Friday, June 5, 2009

Temp work helps mask joblessness among Americans

This Associated Press article, Temp work helps mask joblessness among Americans, about the real unemployment rate states:

"The official rate also doesn't include "marginally attached workers," or people who have looked for work in the past year but stopped searching in the past month because of barriers to employment such as child care, poor health or lack of transportation."


Note the:

"...barriers to employment such as child care, poor health or lack of transportation."


This should give progressives a clue to what universal public programs we should be launching struggles for--- public child care, public health care and expanded public transportation.
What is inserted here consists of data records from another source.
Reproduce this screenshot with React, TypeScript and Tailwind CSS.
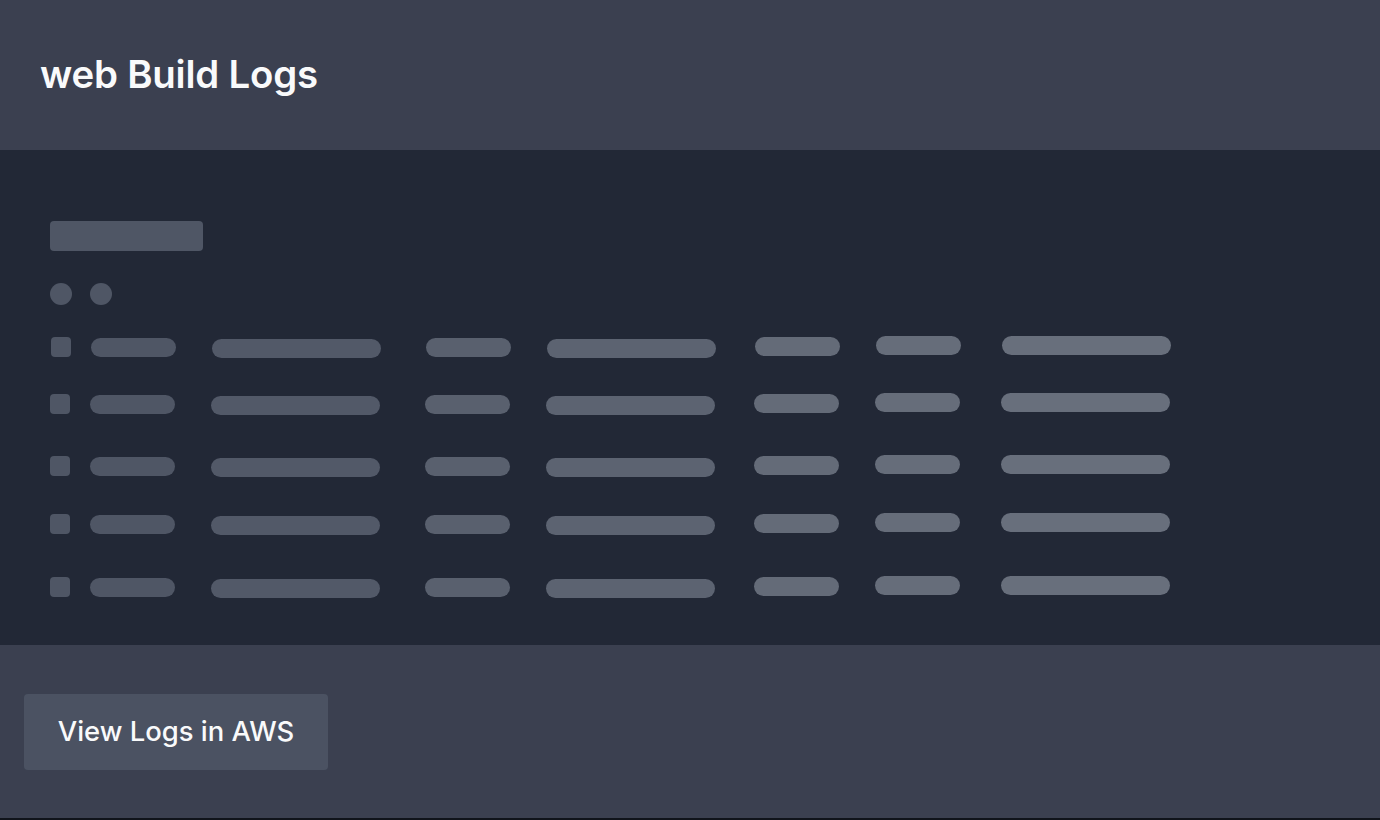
import React from 'react';

type Bar = { w: number; ml: number; dy: number; color: string };

const columns: Bar[] = [
  { w: 85, ml: 20, dy: 1, color: 'bg-[#4f5665]' },
  { w: 169, ml: 36, dy: 2, color: 'bg-[#525968]' },
  { w: 85, ml: 45, dy: 1, color: 'bg-[#59606e]' },
  { w: 169, ml: 36, dy: 2, color: 'bg-[#5c6371]' },
  { w: 85, ml: 39, dy: 0, color: 'bg-[#646b78]' },
  { w: 85, ml: 36, dy: -1, color: 'bg-[#666d7a]' },
  { w: 169, ml: 41, dy: -1, color: 'bg-[#686f7c]' },
];

// gap above each row, from the previous row's top
const rows = [
  { mt: 'mt-[32px]', shift: 'ml-[1px]' },
  { mt: 'mt-[37px]', shift: '' },
  { mt: 'mt-[42px]', shift: '' },
  { mt: 'mt-[38px]', shift: '' },
  { mt: 'mt-[43px]', shift: '' },
];

function SkeletonRow({ className }: { className: string }) {
  return (
    <div className={`flex items-start h-[20px] ${className}`}>
      <div className="w-[20px] h-[20px] rounded-[4px] bg-[#4f5665] shrink-0" />
      {columns.map((c, i) => (
        <div
          key={i}
          className={`h-[19px] rounded-full shrink-0 ${c.color}`}
          style={{ width: c.w, marginLeft: c.ml, transform: `translateY(${c.dy}px)` }}
        />
      ))}
    </div>
  );
}

export default function App() {
  return (
    <div className="w-[1380px] h-[820px] bg-[#10141b] font-['Inter','Liberation_Sans',sans-serif]">
      <div className="h-[150px] bg-[#3b4050] flex items-center px-[40px]">
        <h1 className="text-[38.4px] font-semibold text-[#f9fafb] tracking-[-0.2px] leading-none pb-[1px]">
          web Build Logs
        </h1>
      </div>

      <div className="h-[495px] bg-[#222836] pt-[71px] px-[50px]">
        <div className="w-[153px] h-[30px] rounded-[4px] bg-[#4f5665]" />
        <div className="flex gap-[18px] mt-[32px]">
          <div className="w-[22px] h-[22px] rounded-full bg-[#4f5665]" />
          <div className="w-[22px] h-[22px] rounded-full bg-[#4f5665]" />
        </div>
        {rows.map((r, i) => (
          <SkeletonRow key={i} className={`${r.mt} ${r.shift}`} />
        ))}
      </div>

      <div className="h-[173px] bg-[#3b4050] pt-[49px] px-[24px]">
        <button className="w-[304px] h-[76px] rounded-[4px] bg-[#4b5262] text-[#f9fafb] text-[27.4px] font-medium flex items-center justify-center">
          View Logs in AWS
        </button>
      </div>
    </div>
  );
}
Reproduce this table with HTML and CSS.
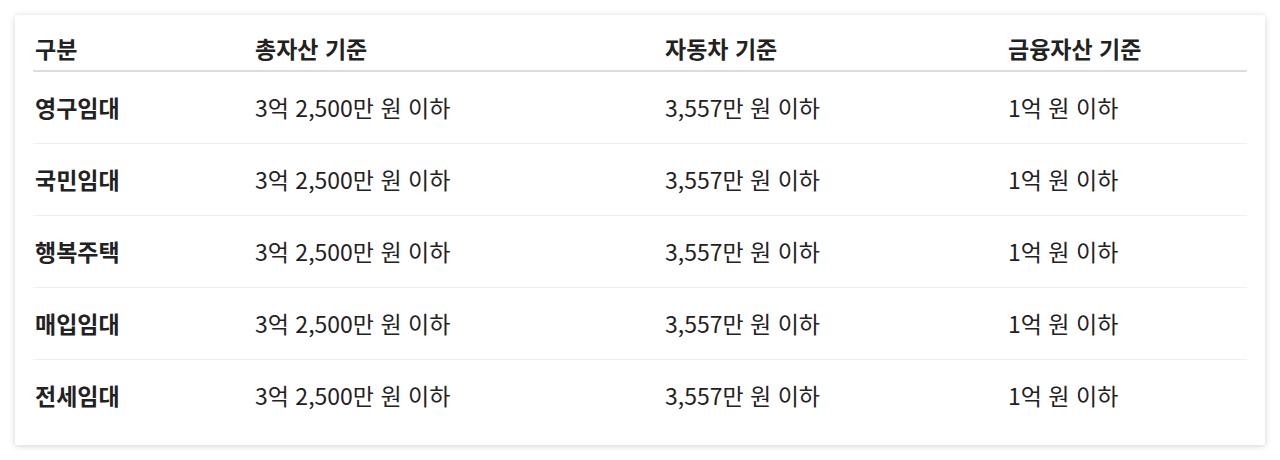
FILE: index.html
```html
<!DOCTYPE html>
<html lang="ko">
<head>
<meta charset="utf-8">
<link rel="stylesheet" href="styles.css">
</head>
<body>
<div class="card">
  <table class="criteria">
    <colgroup>
      <col class="c1"><col class="c2"><col class="c3"><col class="c4">
    </colgroup>
    <thead>
      <tr><th>구분</th><th>총자산 기준</th><th>자동차 기준</th><th>금융자산 기준</th></tr>
    </thead>
    <tbody>
      <tr><td class="type">영구임대</td><td>3억 2,500만 원 이하</td><td>3,557만 원 이하</td><td>1억 원 이하</td></tr>
      <tr><td class="type">국민임대</td><td>3억 2,500만 원 이하</td><td>3,557만 원 이하</td><td>1억 원 이하</td></tr>
      <tr><td class="type">행복주택</td><td>3억 2,500만 원 이하</td><td>3,557만 원 이하</td><td>1억 원 이하</td></tr>
      <tr><td class="type">매입임대</td><td>3억 2,500만 원 이하</td><td>3,557만 원 이하</td><td>1억 원 이하</td></tr>
      <tr><td class="type">전세임대</td><td>3억 2,500만 원 이하</td><td>3,557만 원 이하</td><td>1억 원 이하</td></tr>
    </tbody>
  </table>
</div>
</body>
</html>
```
FILE: styles.css
```css
html, body {
  margin: 0;
  background: #fff;
}
body {
  padding: 15px;
  font-family: "Noto Sans CJK KR", "Noto Sans", sans-serif;
  color: #222;
}
.card {
  background: #fff;
  border-radius: 3px;
  box-shadow: 0 1px 6px rgba(0, 0, 0, 0.18);
  padding: 18px 18px 14px;
}
.criteria {
  width: 100%;
  border-collapse: collapse;
  table-layout: fixed;
  font-size: 23px;
}
.c1 { width: 220px; }
.c2 { width: 410px; }
.c3 { width: 343px; }
.criteria th,
.criteria td {
  text-align: left;
  padding: 0 0 0 2px;
  line-height: 1;
  vertical-align: middle;
}
.criteria th {
  font-weight: 700;
  height: 30px;
  padding-bottom: 7px;
  border-bottom: 2px solid #ddd;
}
.criteria td {
  height: 71px;
  font-weight: 400;
  border-bottom: 1px solid #eee;
}
.criteria tbody tr:last-child td {
  border-bottom: none;
}
.criteria td.type {
  font-weight: 700;
}
```
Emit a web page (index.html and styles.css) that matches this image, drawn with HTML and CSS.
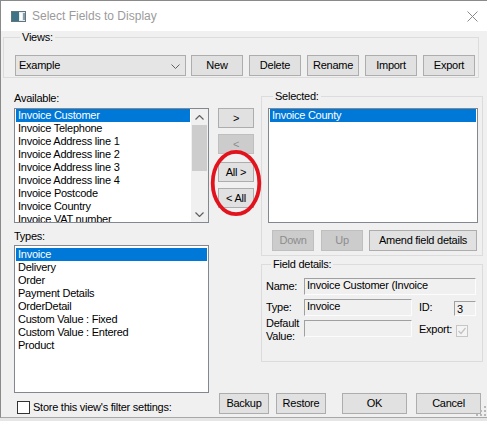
FILE: index.html
```html
<!DOCTYPE html>
<html>
<head>
<meta charset="utf-8">
<link rel="stylesheet" href="styles.css">
</head>
<body>
<div class="window">
  <div class="titlebar">
    <svg class="app-icon" width="15" height="11" viewBox="0 0 15 11">
      <rect x="0.5" y="0.5" width="14" height="10" fill="#e8eef0" stroke="#5f7580"/>
      <rect x="1" y="1" width="7" height="9" fill="#3f7386"/>
      <rect x="9" y="2" width="2" height="7" fill="#ffffff"/>
      <rect x="12" y="2" width="2" height="7" fill="#8aa0a8"/>
    </svg>
    <span class="title">Select Fields to Display</span>
    <svg class="close" width="11" height="11" viewBox="0 0 11 11">
      <path d="M0.5 0.5 L10.5 10.5 M10.5 0.5 L0.5 10.5" stroke="#8a8a8a" stroke-width="1" fill="none"/>
    </svg>
  </div>

  <div class="client">
    <fieldset class="group views">
      <legend>Views:</legend>
      <div class="views-row">
        <div class="combo">
          <span>Example</span>
          <svg class="chev" width="9" height="5" viewBox="0 0 9 5"><path d="M0.5 0.5 L4.5 4.5 L8.5 0.5" stroke="#606060" fill="none"/></svg>
        </div>
        <button class="btn vbtn">New</button>
        <button class="btn vbtn">Delete</button>
        <button class="btn vbtn">Rename</button>
        <button class="btn vbtn">Import</button>
        <button class="btn vbtn">Export</button>
      </div>
    </fieldset>

    <div class="main">
      <div class="col-left">
        <div class="label">Available:</div>
        <div class="listbox avail">
          <ul class="items">
            <li class="sel">Invoice Customer</li>
            <li>Invoice Telephone</li>
            <li>Invoice Address line 1</li>
            <li>Invoice Address line 2</li>
            <li>Invoice Address line 3</li>
            <li>Invoice Address line 4</li>
            <li>Invoice Postcode</li>
            <li>Invoice Country</li>
            <li>Invoice VAT number</li>
          </ul>
          <div class="vscroll">
            <svg class="sarrow" width="9" height="5" viewBox="0 0 9 5"><path d="M0.5 4.5 L4.5 0.5 L8.5 4.5" stroke="#606060" stroke-width="1.2" fill="none"/></svg>
            <div class="thumb"></div>
            <div class="track"></div>
            <svg class="sarrow" width="9" height="5" viewBox="0 0 9 5"><path d="M0.5 0.5 L4.5 4.5 L8.5 0.5" stroke="#606060" stroke-width="1.2" fill="none"/></svg>
          </div>
        </div>
        <div class="label types-label">Types:</div>
        <div class="listbox types">
          <ul class="items">
            <li class="sel">Invoice</li>
            <li>Delivery</li>
            <li>Order</li>
            <li>Payment Details</li>
            <li>OrderDetail</li>
            <li>Custom Value : Fixed</li>
            <li>Custom Value : Entered</li>
            <li>Product</li>
          </ul>
        </div>
      </div>

      <div class="col-mid">
        <button class="btn abtn a1">&gt;</button>
        <button class="btn abtn a2 disabled">&lt;</button>
        <button class="btn abtn a3">All &gt;</button>
        <button class="btn abtn a4">&lt; All</button>
        <svg class="circle" width="52" height="68" viewBox="0 0 52 68">
          <ellipse cx="26" cy="34" rx="23.3" ry="31.2" fill="none" stroke="#e3131e" stroke-width="3.8"/>
        </svg>
      </div>

      <div class="col-right">
        <fieldset class="group selected">
          <legend>Selected:</legend>
          <div class="listbox sel-list">
            <ul class="items">
              <li class="sel">Invoice County</li>
            </ul>
          </div>
          <div class="sel-buttons">
            <button class="btn disabled b-down">Down</button>
            <button class="btn disabled b-up">Up</button>
            <button class="btn b-amend">Amend field details</button>
          </div>
        </fieldset>

        <fieldset class="group details">
          <legend>Field details:</legend>
          <div class="details-grid">
            <div class="flabel">Name:</div>
            <div class="field name-field">Invoice Customer (Invoice<br>Customer)</div>
            <div class="flabel">Type:</div>
            <div class="field type-field">Invoice</div>
            <div></div>
            <div class="flabel">ID:</div>
            <div class="field id-field">3</div>
            <div class="flabel two">Default<br>Value:</div>
            <div class="field default-field"></div>
            <div></div>
            <div class="flabel export-label">Export:</div>
            <div class="chk-disabled">
              <svg width="12" height="12" viewBox="0 0 12 12">
                <rect x="0.5" y="0.5" width="11" height="11" fill="#f4f4f4" stroke="#c6c6c6"/>
                <path d="M2.5 6 L5 8.5 L9.5 3" stroke="#c2c2c2" stroke-width="1.2" fill="none"/>
              </svg>
            </div>
          </div>
        </fieldset>
      </div>
    </div>

    <div class="footer">
      <div class="store">
        <span class="checkbox"></span>
        <span>Store this view's filter settings:</span>
      </div>
      <button class="btn f-backup">Backup</button>
      <button class="btn f-restore">Restore</button>
      <button class="btn f-ok">OK</button>
      <button class="btn f-cancel">Cancel</button>
    </div>
  </div>

  <svg class="grip" width="10" height="10" viewBox="0 0 10 10">
    <rect x="8" y="0" width="2" height="2" fill="#b8b8b8"/>
    <rect x="4" y="4" width="2" height="2" fill="#b8b8b8"/>
    <rect x="8" y="4" width="2" height="2" fill="#b8b8b8"/>
    <rect x="0" y="8" width="2" height="2" fill="#b8b8b8"/>
    <rect x="4" y="8" width="2" height="2" fill="#b8b8b8"/>
    <rect x="8" y="8" width="2" height="2" fill="#b8b8b8"/>
  </svg>
</div>
</body>
</html>
```

FILE: styles.css
```css
* { box-sizing: border-box; }

html, body {
  margin: 0;
  padding: 0;
}

body {
  width: 487px;
  height: 421px;
  overflow: hidden;
  background: #e6e6e6;
  font-family: "Liberation Sans", Arial, sans-serif;
  font-size: 11px;
  line-height: 13px;
  letter-spacing: -0.25px;
  color: #000;
}

.window {
  position: relative;
  height: 418px;
  background: #f0f0f0;
  border-top: 1px solid #8a8a8a;
  border-left: 1px solid #8a8a8a;
  border-bottom: 1px solid #a8a8a8;
}

/* title bar */
.titlebar {
  height: 30px;
  background: #fff;
  display: flex;
  align-items: center;
  padding-left: 10px;
}
.app-icon { margin-top: 1px; }
.title {
  margin-left: 6px;
  font-size: 12px;
  letter-spacing: 0;
  color: #9b9b9b;
  flex: 1;
}
.close { margin-right: 9px; margin-top: 1px; }

/* group boxes */
.group {
  margin: 0;
  padding: 0;
  border: 1px solid #dcdcdc;
  min-inline-size: 0;
}
.group legend {
  padding: 0 2px;
  margin-left: 5px;
  line-height: 13px;
}

.views {
  margin-left: 2px;
  width: 476px;
  padding: 11px 0 1px 11px;
}
.views-row {
  display: flex;
  gap: 6px;
}
.combo {
  width: 171px;
  height: 21px;
  margin-right: -1px;
  background: #e5e5e5;
  border: 1px solid #adadad;
  display: flex;
  align-items: center;
  justify-content: space-between;
  padding: 0 5px 0 3px;
}
.chev { margin-top: 1px; }

.btn {
  font: inherit;
  letter-spacing: inherit;
  color: #000;
  background: #e1e1e1;
  border: 1px solid #adadad;
  padding: 0;
  margin: 0;
  display: flex;
  align-items: center;
  justify-content: center;
}
.btn.disabled {
  background: #cccccc;
  border-color: #bfbfbf;
  color: #8d8d8d;
}
.vbtn { width: 52px; height: 21px; }

/* main */
.main {
  display: flex;
  align-items: flex-start;
}
.col-left {
  margin-left: 13px;
  width: 195px;
  padding-top: 14px;
}
.label { height: 13px; }
.listbox {
  background: #fff;
  border: 1px solid #828790;
  overflow: hidden;
}
.items {
  list-style: none;
  margin: 0;
  padding: 0;
}
.items li {
  height: 13px;
  margin: 0 1px;
  padding-left: 2px;
  white-space: nowrap;
}
.items li.sel {
  background: #0078d7;
  color: #fff;
}
.avail {
  margin-top: 3px;
  height: 115px;
  display: flex;
}
.avail .items { flex: 1; }
.vscroll {
  width: 17px;
  background: #f0f0f0;
  display: flex;
  flex-direction: column;
  align-items: center;
}
.sarrow { margin: 6px 0 5px; flex: none; }
.thumb {
  width: 15px;
  height: 46px;
  background: #cdcdcd;
}
.track { flex: 1; }
.types-label { margin-top: 7px; }
.types {
  margin-top: 2px;
  height: 148px;
  padding-top: 2px;
}

.col-mid {
  position: relative;
  margin-left: 9px;
  width: 36px;
  padding-top: 30px;
  display: flex;
  flex-direction: column;
}
.abtn { width: 36px; height: 20px; }
.a2 { margin-top: 6px; }
.a3 { margin-top: 8px; }
.a4 { margin-top: 6px; }
.circle {
  position: absolute;
  left: -8px;
  top: 71px;
}

.col-right {
  margin-left: 7px;
  width: 222px;
  padding-top: 12px;
}
.selected {
  padding: 5px 0 4px 6px;
}
.sel-list {
  width: 210px;
  height: 115px;
}
.sel-buttons {
  display: flex;
  margin-top: 7px;
  margin-left: 4px;
}
.sel-buttons .btn { height: 21px; }
.b-down { width: 42px; }
.b-up { width: 42px; margin-left: 7px; }
.b-amend { width: 108px; margin-left: 6px; }

.details {
  margin-top: 2px;
  padding: 7px 0 12px 4px;
}
.details-grid {
  display: grid;
  grid-template-columns: 38px 108px 7px 35px 22px;
  grid-template-rows: 17px 17px 29px;
  row-gap: 4px;
}
.flabel { align-self: center; }
.field {
  background: #f0f0f0;
  border-top: 1px solid #a0a0a0;
  border-left: 1px solid #a0a0a0;
  border-right: 1px solid #fcfcfc;
  border-bottom: 1px solid #fcfcfc;
  padding: 0 2px;
  overflow: hidden;
  white-space: nowrap;
}
.name-field { grid-column: 2 / -1; }
.type-field { grid-column: 2; }
.id-field { height: 15px; align-self: end; padding-top: 1px; }
.flabel.two { align-self: start; margin-top: -3px; }
.default-field { height: 17px; }
.export-label { align-self: start; margin-top: 3px; }
.chk-disabled { align-self: start; margin-top: 5px; margin-left: 2px; line-height: 0; }

/* footer */
.footer {
  display: flex;
  align-items: flex-start;
}
.store {
  margin-left: 16px;
  width: 202px;
  display: flex;
  align-items: center;
  margin-top: 8px;
}
.checkbox {
  width: 13px;
  height: 13px;
  border: 1px solid #333;
  background: #fff;
  margin-right: 3px;
}
.footer .btn { height: 21px; }
.f-backup { width: 50px; }
.f-restore { width: 50px; margin-left: 7px; }
.f-ok { width: 65px; margin-left: 16px; }
.f-cancel { width: 65px; margin-left: 9px; }

.grip {
  position: absolute;
  right: 1px;
  bottom: 1px;
}
```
What we need to fight for is public systems of child care, health care and transportation because the "free market" has failed just as miserably in these areas as the capitalist system itself has failed.

We must not allow Obama and the Democrats to pull us down the road which insinuates that the "free market" can solve these problems because capitalism can't solve these problems... only expanded public systems can.

We must insist that financing for these public programs comes from slashing the war and military budget and creating huge new taxes on corporations and all stock and bond transactions.

The battle for public child care, health care and transportation programs is part of the struggle for socialism and we shouldn't be shy about advocating programs the Democrats and Republicans will attack as being "socialist;" let Shawn Hannity and Rush Limbaugh cry... the louder they cry the better.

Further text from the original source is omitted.